Begin RECORDED INFORMATION
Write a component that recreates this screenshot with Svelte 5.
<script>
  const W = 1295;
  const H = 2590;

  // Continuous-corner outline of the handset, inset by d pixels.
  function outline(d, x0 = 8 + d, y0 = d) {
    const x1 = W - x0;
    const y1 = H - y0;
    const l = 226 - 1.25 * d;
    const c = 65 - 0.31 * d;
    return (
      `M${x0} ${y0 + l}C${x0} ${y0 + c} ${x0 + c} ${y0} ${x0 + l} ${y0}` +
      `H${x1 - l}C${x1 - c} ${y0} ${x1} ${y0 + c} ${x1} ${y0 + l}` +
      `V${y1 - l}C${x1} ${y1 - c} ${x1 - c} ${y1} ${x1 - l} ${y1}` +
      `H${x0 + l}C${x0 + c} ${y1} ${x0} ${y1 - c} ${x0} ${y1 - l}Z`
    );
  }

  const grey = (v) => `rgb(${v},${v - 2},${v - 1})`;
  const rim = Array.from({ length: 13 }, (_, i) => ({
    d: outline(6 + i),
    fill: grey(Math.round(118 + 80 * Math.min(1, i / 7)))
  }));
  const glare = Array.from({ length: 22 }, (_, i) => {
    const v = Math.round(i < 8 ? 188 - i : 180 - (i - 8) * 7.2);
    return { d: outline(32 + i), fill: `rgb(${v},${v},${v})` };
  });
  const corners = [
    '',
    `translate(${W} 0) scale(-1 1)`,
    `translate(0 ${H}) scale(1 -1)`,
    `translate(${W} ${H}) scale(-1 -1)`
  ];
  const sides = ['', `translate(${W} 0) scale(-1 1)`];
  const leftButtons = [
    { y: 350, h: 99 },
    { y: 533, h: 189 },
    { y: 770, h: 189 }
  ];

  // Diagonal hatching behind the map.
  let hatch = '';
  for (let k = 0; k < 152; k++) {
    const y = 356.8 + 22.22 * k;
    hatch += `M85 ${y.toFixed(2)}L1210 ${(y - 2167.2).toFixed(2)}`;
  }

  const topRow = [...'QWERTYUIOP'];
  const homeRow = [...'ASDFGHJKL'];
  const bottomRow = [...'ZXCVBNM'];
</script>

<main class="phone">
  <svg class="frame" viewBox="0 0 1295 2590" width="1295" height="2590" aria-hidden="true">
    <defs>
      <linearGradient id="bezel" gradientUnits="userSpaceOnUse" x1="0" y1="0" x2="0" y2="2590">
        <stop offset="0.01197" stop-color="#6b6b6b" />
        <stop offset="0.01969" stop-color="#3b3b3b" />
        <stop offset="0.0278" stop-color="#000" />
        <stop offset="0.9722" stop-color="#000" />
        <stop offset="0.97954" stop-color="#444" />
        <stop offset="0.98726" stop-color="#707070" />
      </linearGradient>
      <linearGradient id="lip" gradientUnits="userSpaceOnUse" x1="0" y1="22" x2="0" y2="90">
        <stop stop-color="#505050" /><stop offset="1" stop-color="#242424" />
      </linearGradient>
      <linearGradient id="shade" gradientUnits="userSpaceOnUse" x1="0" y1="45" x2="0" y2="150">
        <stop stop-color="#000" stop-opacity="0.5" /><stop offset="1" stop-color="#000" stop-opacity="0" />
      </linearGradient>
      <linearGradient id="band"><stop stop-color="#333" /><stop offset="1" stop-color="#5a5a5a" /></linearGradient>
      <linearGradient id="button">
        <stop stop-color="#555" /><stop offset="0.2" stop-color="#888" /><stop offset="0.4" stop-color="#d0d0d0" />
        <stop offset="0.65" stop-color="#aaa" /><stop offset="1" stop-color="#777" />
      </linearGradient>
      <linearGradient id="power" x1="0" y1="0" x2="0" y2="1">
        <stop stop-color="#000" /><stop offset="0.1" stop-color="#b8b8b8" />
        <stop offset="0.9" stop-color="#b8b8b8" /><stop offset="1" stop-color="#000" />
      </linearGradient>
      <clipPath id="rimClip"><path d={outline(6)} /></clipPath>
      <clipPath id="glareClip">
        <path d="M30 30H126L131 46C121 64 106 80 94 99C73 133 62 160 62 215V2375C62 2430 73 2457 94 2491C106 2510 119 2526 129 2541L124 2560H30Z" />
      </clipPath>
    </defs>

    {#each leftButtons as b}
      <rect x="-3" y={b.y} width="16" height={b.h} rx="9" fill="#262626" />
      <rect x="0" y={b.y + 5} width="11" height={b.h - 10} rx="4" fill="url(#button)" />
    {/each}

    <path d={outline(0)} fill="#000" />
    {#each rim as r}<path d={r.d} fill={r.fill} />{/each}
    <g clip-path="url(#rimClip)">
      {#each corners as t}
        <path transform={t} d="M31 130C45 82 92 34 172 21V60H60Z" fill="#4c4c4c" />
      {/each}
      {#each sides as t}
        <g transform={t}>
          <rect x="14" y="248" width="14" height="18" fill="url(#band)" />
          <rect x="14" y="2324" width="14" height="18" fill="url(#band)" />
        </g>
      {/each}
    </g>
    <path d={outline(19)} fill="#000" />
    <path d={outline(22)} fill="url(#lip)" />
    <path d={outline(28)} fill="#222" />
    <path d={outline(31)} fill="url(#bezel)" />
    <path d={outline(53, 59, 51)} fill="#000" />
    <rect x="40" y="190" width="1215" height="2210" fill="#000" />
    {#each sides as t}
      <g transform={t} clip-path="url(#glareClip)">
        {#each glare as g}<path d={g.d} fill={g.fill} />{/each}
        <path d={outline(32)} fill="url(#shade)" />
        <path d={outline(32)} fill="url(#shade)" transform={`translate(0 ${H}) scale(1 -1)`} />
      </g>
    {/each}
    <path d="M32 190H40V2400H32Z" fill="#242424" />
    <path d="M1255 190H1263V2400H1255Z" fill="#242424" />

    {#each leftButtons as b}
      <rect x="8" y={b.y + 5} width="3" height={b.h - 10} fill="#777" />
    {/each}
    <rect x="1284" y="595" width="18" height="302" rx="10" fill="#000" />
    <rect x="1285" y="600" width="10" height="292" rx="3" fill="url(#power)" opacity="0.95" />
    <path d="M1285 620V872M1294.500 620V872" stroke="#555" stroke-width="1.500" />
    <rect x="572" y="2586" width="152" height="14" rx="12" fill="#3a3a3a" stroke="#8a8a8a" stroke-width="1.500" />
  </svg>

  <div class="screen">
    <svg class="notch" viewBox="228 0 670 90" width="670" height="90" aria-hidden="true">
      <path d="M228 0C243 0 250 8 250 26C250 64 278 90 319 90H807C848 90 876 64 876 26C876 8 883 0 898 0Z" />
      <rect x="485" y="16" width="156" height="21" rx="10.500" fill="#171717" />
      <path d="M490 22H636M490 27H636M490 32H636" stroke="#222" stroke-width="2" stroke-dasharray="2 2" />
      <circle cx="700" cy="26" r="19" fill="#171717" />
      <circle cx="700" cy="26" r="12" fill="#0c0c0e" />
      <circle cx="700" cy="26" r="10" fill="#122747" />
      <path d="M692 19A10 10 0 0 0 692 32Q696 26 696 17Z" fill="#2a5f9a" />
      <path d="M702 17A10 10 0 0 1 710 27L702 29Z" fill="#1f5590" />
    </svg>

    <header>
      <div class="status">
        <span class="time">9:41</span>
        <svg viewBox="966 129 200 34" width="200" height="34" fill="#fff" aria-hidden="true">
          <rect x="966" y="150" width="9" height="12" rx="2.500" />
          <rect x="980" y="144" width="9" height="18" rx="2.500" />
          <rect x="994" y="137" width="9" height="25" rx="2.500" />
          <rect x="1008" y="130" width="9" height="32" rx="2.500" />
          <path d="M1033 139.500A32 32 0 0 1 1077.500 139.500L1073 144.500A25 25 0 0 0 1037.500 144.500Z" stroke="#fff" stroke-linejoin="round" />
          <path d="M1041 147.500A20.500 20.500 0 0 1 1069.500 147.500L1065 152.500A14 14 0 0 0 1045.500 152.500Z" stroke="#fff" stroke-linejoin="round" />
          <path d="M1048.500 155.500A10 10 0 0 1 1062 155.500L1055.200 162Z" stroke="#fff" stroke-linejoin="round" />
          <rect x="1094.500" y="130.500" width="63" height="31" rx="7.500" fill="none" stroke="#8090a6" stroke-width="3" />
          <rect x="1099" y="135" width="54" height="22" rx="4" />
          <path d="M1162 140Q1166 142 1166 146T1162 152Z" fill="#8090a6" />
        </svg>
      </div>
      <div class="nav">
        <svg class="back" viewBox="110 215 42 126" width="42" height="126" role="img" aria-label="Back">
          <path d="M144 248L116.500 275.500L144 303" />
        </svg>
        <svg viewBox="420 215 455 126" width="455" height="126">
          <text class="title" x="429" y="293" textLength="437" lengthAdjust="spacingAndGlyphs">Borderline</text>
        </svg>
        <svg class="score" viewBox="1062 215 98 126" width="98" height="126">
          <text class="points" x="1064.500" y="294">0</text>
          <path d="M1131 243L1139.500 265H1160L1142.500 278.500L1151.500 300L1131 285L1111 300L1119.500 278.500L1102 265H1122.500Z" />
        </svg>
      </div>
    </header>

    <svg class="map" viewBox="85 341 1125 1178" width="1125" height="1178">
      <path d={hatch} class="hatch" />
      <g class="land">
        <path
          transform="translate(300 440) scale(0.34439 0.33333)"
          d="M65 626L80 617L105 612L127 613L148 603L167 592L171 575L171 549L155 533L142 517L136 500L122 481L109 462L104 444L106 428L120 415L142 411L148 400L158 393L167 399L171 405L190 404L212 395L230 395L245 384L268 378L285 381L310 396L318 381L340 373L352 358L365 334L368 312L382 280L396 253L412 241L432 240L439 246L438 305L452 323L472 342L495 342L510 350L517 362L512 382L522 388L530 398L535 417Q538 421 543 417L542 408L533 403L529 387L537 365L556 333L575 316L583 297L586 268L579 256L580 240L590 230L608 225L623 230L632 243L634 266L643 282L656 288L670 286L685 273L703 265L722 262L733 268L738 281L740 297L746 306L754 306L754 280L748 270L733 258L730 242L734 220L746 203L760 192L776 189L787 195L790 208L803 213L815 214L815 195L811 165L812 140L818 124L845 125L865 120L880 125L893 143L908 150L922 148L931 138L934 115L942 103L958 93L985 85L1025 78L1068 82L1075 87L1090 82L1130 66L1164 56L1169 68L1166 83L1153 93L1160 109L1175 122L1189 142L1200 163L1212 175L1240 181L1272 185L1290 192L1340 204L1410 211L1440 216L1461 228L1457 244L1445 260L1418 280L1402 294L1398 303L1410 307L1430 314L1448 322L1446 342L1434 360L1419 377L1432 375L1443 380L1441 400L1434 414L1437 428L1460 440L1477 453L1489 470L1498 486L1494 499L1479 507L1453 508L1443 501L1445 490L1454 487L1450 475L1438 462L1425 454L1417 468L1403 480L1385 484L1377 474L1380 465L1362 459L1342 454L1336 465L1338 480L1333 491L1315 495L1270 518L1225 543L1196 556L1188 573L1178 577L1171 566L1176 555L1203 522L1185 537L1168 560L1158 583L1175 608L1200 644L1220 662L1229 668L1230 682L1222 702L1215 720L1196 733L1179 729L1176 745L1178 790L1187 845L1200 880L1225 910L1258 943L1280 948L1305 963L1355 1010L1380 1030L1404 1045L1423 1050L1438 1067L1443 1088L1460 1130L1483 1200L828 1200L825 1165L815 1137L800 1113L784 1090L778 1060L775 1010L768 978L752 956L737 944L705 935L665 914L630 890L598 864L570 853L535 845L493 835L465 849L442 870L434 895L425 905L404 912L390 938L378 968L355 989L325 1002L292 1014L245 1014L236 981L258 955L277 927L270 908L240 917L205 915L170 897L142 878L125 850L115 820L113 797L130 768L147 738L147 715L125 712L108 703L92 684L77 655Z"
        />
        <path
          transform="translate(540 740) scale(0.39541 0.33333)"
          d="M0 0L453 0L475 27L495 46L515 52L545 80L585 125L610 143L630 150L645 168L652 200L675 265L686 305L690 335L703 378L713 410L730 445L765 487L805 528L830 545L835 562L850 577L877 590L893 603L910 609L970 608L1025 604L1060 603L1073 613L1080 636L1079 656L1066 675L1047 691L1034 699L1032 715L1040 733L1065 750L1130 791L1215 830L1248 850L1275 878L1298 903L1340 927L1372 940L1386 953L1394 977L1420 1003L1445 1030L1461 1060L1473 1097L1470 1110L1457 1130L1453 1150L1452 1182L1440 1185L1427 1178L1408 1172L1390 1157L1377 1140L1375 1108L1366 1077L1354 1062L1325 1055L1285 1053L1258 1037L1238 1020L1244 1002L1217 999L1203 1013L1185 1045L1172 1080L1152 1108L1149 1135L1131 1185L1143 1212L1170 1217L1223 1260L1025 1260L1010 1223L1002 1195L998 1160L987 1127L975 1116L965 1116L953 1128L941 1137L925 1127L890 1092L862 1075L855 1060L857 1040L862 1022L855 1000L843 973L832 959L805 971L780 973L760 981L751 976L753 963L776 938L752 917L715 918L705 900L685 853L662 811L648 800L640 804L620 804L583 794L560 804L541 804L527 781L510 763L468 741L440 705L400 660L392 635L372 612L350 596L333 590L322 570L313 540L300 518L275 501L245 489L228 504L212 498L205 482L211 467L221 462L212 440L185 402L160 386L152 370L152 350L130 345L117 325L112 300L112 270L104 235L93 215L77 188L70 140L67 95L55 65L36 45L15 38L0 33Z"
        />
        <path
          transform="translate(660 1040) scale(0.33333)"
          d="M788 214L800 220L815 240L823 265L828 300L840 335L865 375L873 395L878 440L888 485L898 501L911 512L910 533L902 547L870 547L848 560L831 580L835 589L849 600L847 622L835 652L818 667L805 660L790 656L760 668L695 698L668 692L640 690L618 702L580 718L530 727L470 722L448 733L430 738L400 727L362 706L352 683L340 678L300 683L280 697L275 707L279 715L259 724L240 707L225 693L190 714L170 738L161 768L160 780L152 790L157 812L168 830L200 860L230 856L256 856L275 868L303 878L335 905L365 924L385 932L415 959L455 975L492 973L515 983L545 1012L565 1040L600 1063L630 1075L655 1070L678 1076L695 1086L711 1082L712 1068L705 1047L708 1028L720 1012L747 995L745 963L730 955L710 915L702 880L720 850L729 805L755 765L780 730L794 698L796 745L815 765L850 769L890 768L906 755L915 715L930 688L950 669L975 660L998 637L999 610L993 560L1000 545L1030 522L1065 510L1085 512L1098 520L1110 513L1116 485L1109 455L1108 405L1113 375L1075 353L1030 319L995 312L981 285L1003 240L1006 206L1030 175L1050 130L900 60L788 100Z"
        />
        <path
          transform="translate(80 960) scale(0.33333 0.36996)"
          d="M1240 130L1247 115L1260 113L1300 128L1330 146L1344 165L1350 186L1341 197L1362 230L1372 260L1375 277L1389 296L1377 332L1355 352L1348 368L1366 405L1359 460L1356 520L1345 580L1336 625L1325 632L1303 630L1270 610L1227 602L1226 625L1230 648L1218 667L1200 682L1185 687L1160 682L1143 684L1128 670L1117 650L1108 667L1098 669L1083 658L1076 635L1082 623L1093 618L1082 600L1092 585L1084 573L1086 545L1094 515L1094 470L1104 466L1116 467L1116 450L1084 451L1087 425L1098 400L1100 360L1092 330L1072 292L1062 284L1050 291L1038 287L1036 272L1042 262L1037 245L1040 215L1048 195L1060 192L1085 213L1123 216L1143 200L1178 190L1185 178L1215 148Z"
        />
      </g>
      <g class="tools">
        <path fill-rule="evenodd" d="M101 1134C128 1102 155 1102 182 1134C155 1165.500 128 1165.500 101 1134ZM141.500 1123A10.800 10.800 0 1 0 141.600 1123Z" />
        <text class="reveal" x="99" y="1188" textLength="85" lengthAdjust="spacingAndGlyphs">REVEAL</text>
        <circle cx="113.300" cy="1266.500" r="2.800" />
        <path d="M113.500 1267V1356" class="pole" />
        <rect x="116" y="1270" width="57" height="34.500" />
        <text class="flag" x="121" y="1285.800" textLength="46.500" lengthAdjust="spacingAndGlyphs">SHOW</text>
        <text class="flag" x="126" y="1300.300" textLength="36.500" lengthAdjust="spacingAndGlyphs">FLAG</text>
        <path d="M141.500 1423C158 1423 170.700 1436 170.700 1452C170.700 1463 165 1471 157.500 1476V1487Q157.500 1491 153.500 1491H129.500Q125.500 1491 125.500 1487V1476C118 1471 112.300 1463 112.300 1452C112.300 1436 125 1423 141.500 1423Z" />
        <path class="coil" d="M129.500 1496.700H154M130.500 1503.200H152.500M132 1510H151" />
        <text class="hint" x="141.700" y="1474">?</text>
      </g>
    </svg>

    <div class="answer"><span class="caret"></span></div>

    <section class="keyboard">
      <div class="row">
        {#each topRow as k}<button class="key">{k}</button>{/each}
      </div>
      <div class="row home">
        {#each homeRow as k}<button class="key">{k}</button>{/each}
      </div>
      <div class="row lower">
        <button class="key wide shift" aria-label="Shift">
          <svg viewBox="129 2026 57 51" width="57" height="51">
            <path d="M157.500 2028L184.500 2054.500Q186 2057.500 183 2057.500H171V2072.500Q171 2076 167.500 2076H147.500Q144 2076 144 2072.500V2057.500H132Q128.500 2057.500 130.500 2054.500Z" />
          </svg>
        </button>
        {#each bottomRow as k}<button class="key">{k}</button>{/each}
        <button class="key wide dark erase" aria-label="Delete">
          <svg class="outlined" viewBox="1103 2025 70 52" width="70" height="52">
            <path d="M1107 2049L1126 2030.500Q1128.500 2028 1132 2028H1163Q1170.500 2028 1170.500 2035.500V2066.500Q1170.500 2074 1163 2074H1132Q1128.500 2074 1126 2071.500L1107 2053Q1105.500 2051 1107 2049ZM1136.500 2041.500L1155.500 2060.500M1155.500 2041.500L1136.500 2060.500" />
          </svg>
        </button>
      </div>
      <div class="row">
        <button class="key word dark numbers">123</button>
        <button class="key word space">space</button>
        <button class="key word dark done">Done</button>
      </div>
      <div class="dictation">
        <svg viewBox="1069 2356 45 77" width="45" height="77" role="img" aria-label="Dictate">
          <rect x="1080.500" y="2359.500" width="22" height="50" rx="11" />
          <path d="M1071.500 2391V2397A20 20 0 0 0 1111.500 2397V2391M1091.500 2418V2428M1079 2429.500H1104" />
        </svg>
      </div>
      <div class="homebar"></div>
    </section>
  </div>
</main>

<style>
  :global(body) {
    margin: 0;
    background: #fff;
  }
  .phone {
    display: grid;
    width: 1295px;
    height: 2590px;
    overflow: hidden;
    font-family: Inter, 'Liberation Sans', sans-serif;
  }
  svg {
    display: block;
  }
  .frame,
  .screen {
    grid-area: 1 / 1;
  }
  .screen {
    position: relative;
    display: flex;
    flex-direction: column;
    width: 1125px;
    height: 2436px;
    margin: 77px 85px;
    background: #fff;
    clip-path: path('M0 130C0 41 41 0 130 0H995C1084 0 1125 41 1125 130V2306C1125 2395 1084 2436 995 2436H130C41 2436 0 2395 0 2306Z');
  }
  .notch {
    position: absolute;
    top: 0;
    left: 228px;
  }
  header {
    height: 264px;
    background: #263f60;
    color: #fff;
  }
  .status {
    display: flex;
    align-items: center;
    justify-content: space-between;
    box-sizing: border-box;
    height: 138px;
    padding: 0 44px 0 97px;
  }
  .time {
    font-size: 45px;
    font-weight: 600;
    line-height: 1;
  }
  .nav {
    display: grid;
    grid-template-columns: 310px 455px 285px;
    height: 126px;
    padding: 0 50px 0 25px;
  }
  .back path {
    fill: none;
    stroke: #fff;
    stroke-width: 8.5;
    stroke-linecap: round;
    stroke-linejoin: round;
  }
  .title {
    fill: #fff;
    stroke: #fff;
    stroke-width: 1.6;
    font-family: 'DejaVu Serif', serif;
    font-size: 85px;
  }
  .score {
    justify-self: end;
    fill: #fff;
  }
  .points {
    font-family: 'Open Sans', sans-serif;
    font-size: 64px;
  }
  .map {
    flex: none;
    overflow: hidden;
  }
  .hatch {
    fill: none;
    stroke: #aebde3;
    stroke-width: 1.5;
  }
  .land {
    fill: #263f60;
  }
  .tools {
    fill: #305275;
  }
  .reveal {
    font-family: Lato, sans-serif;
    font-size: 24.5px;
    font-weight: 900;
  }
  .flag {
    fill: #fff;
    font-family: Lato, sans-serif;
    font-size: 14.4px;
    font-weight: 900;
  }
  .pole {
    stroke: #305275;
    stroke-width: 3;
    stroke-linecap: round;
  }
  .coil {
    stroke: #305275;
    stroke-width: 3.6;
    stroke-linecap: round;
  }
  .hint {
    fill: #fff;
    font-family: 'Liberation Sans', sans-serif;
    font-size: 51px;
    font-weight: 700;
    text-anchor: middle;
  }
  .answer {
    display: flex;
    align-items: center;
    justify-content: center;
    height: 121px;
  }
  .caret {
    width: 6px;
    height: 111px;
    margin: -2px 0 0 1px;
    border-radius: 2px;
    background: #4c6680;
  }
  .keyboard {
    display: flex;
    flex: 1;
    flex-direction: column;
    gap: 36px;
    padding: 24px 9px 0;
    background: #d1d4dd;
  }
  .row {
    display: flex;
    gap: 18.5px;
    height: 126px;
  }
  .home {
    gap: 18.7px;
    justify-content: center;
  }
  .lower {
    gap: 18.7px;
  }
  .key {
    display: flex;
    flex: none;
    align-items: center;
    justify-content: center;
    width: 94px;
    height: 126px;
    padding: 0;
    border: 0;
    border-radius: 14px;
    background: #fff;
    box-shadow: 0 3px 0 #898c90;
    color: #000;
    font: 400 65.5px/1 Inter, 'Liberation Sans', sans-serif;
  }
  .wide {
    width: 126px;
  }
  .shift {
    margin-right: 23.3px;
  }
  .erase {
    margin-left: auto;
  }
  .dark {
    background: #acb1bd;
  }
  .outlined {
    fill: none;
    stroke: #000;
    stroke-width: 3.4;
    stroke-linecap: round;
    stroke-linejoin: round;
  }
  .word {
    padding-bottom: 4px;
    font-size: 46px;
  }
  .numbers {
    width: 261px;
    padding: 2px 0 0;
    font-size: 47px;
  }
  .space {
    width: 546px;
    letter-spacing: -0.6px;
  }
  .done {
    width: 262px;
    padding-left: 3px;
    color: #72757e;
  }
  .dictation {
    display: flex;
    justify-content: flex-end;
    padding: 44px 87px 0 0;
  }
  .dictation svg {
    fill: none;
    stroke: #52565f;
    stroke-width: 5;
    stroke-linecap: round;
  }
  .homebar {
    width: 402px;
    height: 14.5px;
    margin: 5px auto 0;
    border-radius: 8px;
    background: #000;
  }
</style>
End RECORDED INFORMATION
DIRECTION
Print, please, the lines from the first line of the material through the line that contains "const H = 2590;", exactly as written and with nothing added.

SOLVED PROBLEM
Write a component that recreates this screenshot with Svelte 5.
<script>
  const W = 1295;
  const H = 2590;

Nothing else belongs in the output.